Seven years ago, I started a small movement that would take my team at OVERDRIVE and some very special cars from our partners in crime, Audi, on a journey deep into Ladakh. Accompanying us on this journey would be a few privileged participants, who would get the opportunity to experience first-hand the process of content creation. The intent was to raise the flag at strategic places along the Indian border, considering we shared them with not entirely friendly neighbours. This was a very civil act of sticking a pole to them, a pole that held the Indian national flag at the upper end and a bunch of patriotic adventurers, exploring the northern borders of the nation, holding up the other.

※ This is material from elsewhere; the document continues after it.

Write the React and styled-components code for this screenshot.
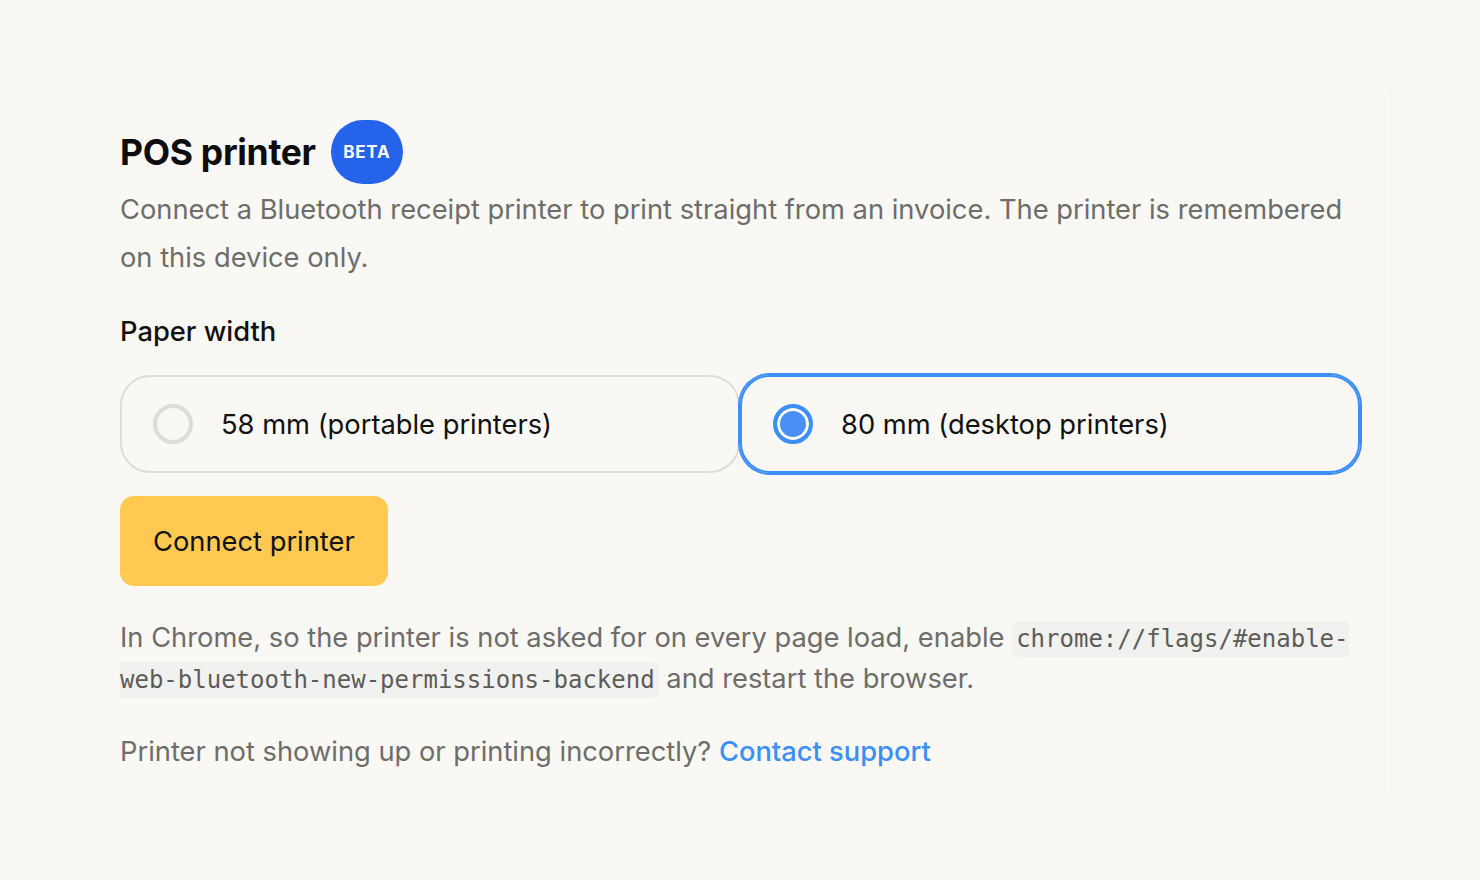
import React, { useState } from 'react'
import styled, { createGlobalStyle } from 'styled-components'

const GlobalStyle = createGlobalStyle`
  html, body {
    margin: 0;
    padding: 0;
    background: #f8f6f2;
    font-family: Inter, 'Noto Sans', sans-serif;
    -webkit-font-smoothing: antialiased;
  }
`

const widths = [
  { id: 58, label: '58 mm (portable printers)' },
  { id: 80, label: '80 mm (desktop printers)' },
]

export default function App() {
  const [paper, setPaper] = useState(80)

  return (
    <>
      <GlobalStyle />
      <Page>
        <Card>
          <Header>
            <Title>POS printer</Title>
            <Badge>BETA</Badge>
          </Header>
          <Lead>
            Connect a Bluetooth receipt printer to print straight from an invoice. The printer is
            remembered on this device only.
          </Lead>

          <Label>Paper width</Label>
          <Options>
            {widths.map((w) => (
              <Option key={w.id} $active={paper === w.id} onClick={() => setPaper(w.id)}>
                <Radio $active={paper === w.id} />
                <span>{w.label}</span>
              </Option>
            ))}
          </Options>

          <Button>Connect printer</Button>

          <Note>
            In Chrome, so the printer is not asked for on every page load, enable{' '}
            <Code>chrome://flags/#enable-web-bluetooth-new-permissions-backend</Code> and restart
            the browser.
          </Note>
          <Note>
            Printer not showing up or printing incorrectly? <Link href="#">Contact support</Link>
          </Note>
        </Card>
      </Page>
    </>
  )
}

const Page = styled.div`
  padding: 88px 90px 80px 88px;
`

const Card = styled.div`
  background: #f9f8f5;
  border-radius: 12px;
  padding: 32px 30px 25px 32px;
  display: flex;
  flex-direction: column;
`

const Header = styled.div`
  display: flex;
  align-items: center;
  gap: 15px;
  height: 64px;
`

const Title = styled.h1`
  margin: 0;
  font-size: 35.5px;
  font-weight: 700;
  color: #0d0d0d;
  letter-spacing: -0.3px;
`

const Badge = styled.span`
  display: inline-flex;
  align-items: center;
  justify-content: center;
  width: 72px;
  height: 64px;
  border-radius: 32px;
  background: #2563eb;
  color: #fff;
  font-size: 17px;
  font-weight: 700;
  letter-spacing: 0.8px;
`

const Lead = styled.p`
  margin: 2px 0 0;
  font-size: 27.3px;
  line-height: 48px;
  color: #6e6d6a;
`

const Label = styled.div`
  margin-top: 30px;
  font-size: 27.3px;
  line-height: 40px;
  font-weight: 500;
  color: #111;
`

const Options = styled.div`
  margin-top: 23px;
  display: grid;
  grid-template-columns: 1fr 1fr;
`

const Option = styled.label`
  display: flex;
  align-items: center;
  gap: 28px;
  height: 98px;
  box-sizing: border-box;
  padding: 0 31px;
  border-radius: 30px;
  border: 2px solid #dddcd8;
  font-size: 27.3px;
  color: #111;
  cursor: pointer;
  ${({ $active }) =>
    $active &&
    `
    border-color: #3b8ff6;
    box-shadow: 0 0 0 2px #3b8ff6;
  `}
`

const Radio = styled.span`
  flex: none;
  width: 40px;
  height: 40px;
  box-sizing: border-box;
  border-radius: 50%;
  border: 4px solid ${({ $active }) => ($active ? '#3b8ff6' : '#dddcd8')};
  background: ${({ $active }) => ($active ? '#4a8ff8' : 'transparent')};
  box-shadow: ${({ $active }) => ($active ? 'inset 0 0 0 3px #fff' : 'none')};
`

const Button = styled.button`
  align-self: flex-start;
  margin-top: 23px;
  height: 90px;
  padding: 0 33px;
  border: none;
  border-radius: 14px;
  background: #ffc952;
  color: #111;
  font-family: inherit;
  font-size: 27.3px;
  cursor: pointer;
`

const Note = styled.p`
  margin: 32px 0 0;
  font-size: 27.3px;
  line-height: 40px;
  color: #6e6d6a;
`

const Code = styled.code`
  font-family: 'DejaVu Sans Mono', 'Liberation Mono', monospace;
  font-size: 24px;
  color: #5c5b58;
  background: #f1f1ef;
  padding: 4px 4px;
  border-radius: 6px;
`

const Link = styled.a`
  color: #3b8ff6;
  font-weight: 500;
  text-decoration: none;
`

In 2019, a whole new bunch of crazies jumped on to the Independence quattro bandwagon. Most from the south of India, while some others joined in from various other states of the country. Over the years, the diaspora of our little adventure community has encompassed the diversity of India. I love how the thrill of a good road trip makes ordinary individuals come together as compadres, amigos, bros! A road trip, in Ladakh especially, brings out the best in each other, aiding, abetting, bonding together like the world has no tomorrow! It elevates every Independence quattro drive to a special place!
Our destination this year was the little known Batalik sector. Batalik received very little coverage during the entire war, with good reason. Getting to the lofty heights around this sector meant an arduous 18-hour trek spread over three days amidst shelling for the reporting media. It was easier to simply drive to Kargil and Drass and bring frontline stories from there. So in a sense Batalik, despite having some of the hardest battles fought there during the Kargil War did not get its due in the mainstream media.
Batalik is also known for the Brokpa tribe. The people belonging to this tribe reside in four villages in the Batalik sector namely, Dah, Hanu, Garkon and Darchak. The Brokpa’s are believed to be direct descendants of Alexander the Great’s soldiers and it is said that they have pure Aryan blood running through their veins. What is immediately apparent is that the people in this region certainly have much sharper features than anyone else in India. Dazzling coloured eyes, prominent noses, high cheekbones, broad foreheads, large palms, tall and imposing, that’s the men. I’m not even going to begin describing the women, said to be the most heartachingly beautiful in all of India. It’s true! But we weren’t here to examine the demographics of the region, we were here to plant the Indian national flag on our Independence Day. And to do that we selected a site at roughly around 12,000 feet above sea level, very close to the Chorbat La, a high altitude pass that sits at around 16,866ft above sea level and connects Ladakh to Baltistan in Pakistan.